• _MATERIAL TO PROCESS_:
+===+

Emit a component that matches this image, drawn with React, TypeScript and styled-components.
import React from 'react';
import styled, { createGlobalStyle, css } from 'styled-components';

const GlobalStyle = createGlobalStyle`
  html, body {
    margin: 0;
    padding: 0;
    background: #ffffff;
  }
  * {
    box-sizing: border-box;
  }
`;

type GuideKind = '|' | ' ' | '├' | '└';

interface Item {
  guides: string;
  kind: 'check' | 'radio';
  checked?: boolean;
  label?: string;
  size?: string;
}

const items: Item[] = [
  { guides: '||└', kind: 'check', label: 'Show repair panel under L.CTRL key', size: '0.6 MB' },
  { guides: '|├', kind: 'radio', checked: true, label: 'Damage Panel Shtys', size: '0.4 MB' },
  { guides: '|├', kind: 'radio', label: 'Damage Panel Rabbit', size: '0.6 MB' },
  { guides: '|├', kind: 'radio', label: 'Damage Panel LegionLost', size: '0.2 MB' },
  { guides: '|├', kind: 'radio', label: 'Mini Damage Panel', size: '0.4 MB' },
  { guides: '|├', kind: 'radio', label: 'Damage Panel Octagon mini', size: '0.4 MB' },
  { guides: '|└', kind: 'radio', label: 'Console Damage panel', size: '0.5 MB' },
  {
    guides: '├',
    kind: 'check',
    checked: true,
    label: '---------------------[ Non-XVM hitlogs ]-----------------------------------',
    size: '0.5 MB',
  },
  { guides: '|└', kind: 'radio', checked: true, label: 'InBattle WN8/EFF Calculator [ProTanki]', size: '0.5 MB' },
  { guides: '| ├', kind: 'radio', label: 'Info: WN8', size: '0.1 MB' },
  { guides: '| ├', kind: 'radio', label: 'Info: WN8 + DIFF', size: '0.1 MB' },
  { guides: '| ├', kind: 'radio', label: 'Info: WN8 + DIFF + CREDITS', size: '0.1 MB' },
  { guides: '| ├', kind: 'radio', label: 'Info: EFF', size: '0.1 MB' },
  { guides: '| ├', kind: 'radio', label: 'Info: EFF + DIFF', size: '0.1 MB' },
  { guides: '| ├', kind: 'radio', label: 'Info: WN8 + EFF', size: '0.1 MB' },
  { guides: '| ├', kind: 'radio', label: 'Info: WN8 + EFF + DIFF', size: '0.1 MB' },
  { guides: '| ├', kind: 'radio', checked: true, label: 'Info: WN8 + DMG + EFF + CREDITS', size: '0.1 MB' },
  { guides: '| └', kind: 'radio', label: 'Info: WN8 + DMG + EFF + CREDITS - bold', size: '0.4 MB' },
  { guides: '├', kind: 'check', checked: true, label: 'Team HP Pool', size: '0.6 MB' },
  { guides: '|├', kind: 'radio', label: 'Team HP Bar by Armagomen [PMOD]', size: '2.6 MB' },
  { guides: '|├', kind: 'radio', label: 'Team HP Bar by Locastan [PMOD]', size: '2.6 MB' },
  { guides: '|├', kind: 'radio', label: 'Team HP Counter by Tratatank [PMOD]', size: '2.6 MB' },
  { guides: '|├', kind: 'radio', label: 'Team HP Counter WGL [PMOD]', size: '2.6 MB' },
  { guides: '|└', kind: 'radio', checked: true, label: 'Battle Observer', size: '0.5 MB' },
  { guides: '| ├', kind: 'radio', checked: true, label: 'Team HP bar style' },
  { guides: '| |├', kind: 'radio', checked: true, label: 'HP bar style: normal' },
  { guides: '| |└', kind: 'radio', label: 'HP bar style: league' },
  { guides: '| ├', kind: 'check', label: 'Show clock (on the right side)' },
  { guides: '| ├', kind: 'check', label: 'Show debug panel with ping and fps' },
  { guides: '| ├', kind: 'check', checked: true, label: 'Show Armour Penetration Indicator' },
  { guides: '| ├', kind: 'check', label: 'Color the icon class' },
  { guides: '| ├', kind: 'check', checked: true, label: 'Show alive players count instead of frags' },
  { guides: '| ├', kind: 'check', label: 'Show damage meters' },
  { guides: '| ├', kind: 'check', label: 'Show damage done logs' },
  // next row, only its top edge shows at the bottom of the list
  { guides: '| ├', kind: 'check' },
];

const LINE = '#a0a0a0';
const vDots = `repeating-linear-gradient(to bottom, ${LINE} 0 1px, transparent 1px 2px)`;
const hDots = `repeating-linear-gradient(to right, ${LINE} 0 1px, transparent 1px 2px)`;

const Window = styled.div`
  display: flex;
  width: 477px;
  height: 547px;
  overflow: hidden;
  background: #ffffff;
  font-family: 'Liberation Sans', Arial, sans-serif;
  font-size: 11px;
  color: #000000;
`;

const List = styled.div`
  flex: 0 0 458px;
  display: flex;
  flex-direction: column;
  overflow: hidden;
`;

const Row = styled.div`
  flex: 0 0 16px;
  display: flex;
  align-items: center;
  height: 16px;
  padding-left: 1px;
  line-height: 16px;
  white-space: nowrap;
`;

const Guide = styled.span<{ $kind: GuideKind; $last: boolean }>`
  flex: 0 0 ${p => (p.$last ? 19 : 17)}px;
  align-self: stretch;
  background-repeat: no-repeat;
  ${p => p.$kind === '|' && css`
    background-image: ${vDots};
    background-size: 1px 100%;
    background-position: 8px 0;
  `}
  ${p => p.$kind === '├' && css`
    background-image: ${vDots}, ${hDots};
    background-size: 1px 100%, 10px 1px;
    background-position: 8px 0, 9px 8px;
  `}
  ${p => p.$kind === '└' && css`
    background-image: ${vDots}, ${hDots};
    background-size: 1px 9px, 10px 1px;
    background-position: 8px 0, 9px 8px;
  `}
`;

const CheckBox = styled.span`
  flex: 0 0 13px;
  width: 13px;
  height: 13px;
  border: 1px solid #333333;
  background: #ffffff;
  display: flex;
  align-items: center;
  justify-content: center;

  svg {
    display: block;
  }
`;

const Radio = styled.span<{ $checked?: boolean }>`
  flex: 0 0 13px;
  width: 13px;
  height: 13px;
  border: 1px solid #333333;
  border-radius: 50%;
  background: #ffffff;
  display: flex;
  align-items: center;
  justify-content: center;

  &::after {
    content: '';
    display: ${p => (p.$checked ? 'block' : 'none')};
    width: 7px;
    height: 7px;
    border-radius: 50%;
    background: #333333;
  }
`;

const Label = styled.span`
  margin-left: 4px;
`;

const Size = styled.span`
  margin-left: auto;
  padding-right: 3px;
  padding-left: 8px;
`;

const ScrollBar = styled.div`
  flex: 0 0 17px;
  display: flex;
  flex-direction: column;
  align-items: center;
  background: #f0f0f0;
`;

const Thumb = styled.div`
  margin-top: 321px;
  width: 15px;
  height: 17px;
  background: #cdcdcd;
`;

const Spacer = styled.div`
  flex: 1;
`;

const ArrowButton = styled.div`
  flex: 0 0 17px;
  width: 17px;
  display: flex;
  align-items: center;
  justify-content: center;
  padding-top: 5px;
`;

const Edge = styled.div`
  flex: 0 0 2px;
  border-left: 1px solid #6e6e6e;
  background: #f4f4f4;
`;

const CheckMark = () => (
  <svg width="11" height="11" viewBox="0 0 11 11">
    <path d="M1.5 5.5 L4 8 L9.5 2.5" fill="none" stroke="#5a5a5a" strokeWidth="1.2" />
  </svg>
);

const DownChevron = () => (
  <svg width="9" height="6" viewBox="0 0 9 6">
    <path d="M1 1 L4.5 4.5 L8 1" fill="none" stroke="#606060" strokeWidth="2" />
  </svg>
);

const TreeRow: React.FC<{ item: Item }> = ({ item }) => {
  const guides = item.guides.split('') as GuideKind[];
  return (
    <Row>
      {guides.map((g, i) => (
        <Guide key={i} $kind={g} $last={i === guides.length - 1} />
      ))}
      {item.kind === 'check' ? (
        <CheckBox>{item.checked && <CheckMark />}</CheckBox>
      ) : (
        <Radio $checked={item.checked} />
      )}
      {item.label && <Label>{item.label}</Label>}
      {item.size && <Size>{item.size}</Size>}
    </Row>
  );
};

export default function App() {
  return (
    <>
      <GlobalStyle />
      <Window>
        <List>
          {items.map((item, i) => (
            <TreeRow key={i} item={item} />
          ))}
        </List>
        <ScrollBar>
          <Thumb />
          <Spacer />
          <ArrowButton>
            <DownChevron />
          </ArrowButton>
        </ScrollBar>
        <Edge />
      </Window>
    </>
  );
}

+===+

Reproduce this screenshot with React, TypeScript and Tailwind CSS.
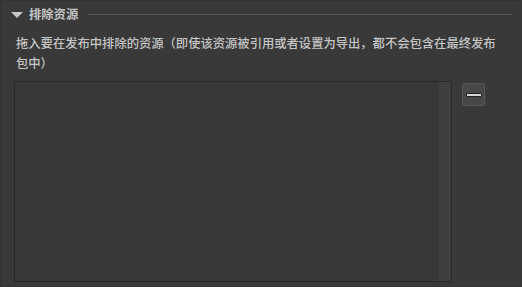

+===+

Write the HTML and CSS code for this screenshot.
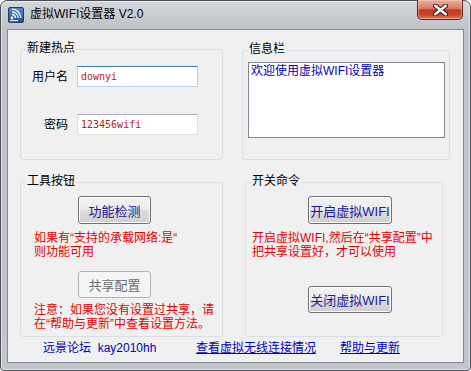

+===+

Select every line above that contains the word "with", and copy it.

• _WRITTEN SOLUTION_:
Emit a component that matches this image, drawn with React, TypeScript and styled-components.
  { guides: '| ├', kind: 'check', label: 'Show debug panel with ping and fps' },
Reproduce this screenshot with React, TypeScript and Tailwind CSS.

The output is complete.